▶ Given data
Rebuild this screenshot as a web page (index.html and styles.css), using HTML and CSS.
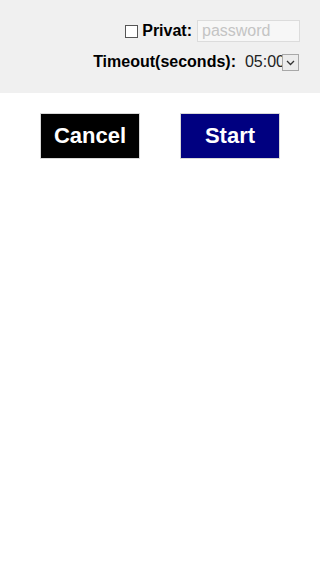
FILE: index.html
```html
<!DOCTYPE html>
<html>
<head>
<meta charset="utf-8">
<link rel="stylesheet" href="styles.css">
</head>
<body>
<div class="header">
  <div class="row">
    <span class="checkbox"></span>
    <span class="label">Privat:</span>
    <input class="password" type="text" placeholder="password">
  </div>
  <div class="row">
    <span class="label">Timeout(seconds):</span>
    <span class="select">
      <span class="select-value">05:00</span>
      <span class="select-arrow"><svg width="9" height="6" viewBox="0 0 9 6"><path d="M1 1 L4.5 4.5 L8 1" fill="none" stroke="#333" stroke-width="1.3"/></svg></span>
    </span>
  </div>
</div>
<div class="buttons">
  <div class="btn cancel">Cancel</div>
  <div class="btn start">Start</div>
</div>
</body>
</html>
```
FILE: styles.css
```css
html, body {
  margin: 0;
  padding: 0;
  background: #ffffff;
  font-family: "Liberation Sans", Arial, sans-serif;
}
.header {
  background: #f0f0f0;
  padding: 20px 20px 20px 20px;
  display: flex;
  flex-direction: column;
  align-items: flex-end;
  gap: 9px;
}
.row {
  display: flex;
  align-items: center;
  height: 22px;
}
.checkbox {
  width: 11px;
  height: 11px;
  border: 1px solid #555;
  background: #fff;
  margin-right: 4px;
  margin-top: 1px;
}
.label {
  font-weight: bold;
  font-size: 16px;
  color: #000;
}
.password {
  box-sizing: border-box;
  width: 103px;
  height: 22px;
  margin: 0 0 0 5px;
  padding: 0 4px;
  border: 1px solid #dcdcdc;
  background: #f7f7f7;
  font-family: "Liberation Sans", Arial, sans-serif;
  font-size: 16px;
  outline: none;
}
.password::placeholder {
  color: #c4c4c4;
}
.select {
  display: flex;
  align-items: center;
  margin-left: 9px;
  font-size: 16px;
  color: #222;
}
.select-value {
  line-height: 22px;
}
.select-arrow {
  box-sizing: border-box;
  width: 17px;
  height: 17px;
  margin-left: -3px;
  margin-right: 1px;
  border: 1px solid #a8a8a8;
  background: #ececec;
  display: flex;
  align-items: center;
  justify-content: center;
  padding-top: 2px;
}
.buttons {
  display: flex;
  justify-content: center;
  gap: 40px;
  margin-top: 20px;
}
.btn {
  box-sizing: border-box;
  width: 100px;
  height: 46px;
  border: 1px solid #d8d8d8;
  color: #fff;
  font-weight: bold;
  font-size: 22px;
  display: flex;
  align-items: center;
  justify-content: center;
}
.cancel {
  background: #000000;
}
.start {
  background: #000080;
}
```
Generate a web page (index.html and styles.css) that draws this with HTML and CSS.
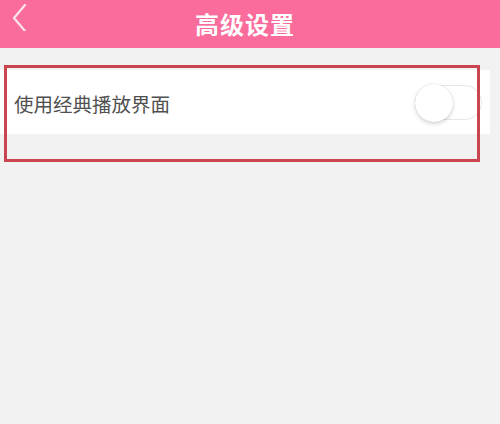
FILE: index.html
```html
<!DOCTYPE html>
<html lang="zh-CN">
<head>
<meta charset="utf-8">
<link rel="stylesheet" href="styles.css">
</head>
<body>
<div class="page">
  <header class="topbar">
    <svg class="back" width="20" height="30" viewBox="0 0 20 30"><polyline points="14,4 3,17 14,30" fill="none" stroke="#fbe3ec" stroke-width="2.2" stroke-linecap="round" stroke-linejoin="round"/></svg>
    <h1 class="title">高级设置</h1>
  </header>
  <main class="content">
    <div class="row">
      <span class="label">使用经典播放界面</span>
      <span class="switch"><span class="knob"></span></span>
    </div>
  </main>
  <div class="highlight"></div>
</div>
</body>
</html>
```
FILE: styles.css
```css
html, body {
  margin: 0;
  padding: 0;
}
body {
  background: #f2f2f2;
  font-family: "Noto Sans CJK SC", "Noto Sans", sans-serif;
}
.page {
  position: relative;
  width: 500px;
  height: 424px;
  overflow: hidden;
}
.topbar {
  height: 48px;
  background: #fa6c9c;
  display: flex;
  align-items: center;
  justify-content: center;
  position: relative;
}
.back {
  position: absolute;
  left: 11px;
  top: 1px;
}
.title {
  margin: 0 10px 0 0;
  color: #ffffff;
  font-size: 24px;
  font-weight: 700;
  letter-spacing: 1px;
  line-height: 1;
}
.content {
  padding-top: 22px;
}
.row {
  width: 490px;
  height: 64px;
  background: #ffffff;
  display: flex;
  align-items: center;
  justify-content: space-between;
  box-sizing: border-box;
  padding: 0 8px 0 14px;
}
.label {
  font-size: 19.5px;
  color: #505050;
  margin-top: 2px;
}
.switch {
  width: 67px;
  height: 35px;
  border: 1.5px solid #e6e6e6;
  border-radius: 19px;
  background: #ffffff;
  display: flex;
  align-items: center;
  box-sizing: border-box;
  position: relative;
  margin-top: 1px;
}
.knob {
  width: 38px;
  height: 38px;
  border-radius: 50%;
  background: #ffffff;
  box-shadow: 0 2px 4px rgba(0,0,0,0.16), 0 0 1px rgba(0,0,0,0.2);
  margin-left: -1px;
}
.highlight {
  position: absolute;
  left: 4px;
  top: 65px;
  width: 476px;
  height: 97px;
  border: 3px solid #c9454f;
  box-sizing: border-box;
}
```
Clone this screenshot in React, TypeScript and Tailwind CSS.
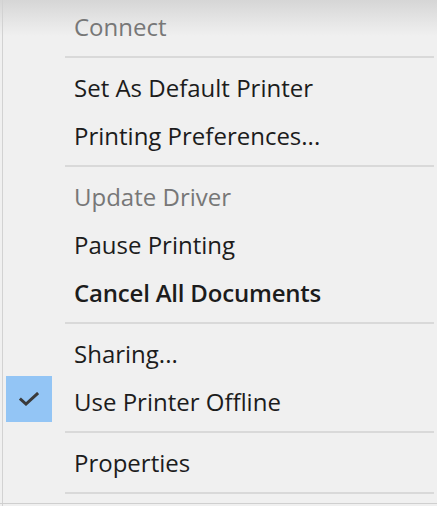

▶ Task to carry out
Copy out each line of the data where the string "page" appears.

▶ Output of the exercise
Rebuild this screenshot as a web page (index.html and styles.css), using HTML and CSS.
Generate a web page (index.html and styles.css) that draws this with HTML and CSS.
<div class="page">
.page {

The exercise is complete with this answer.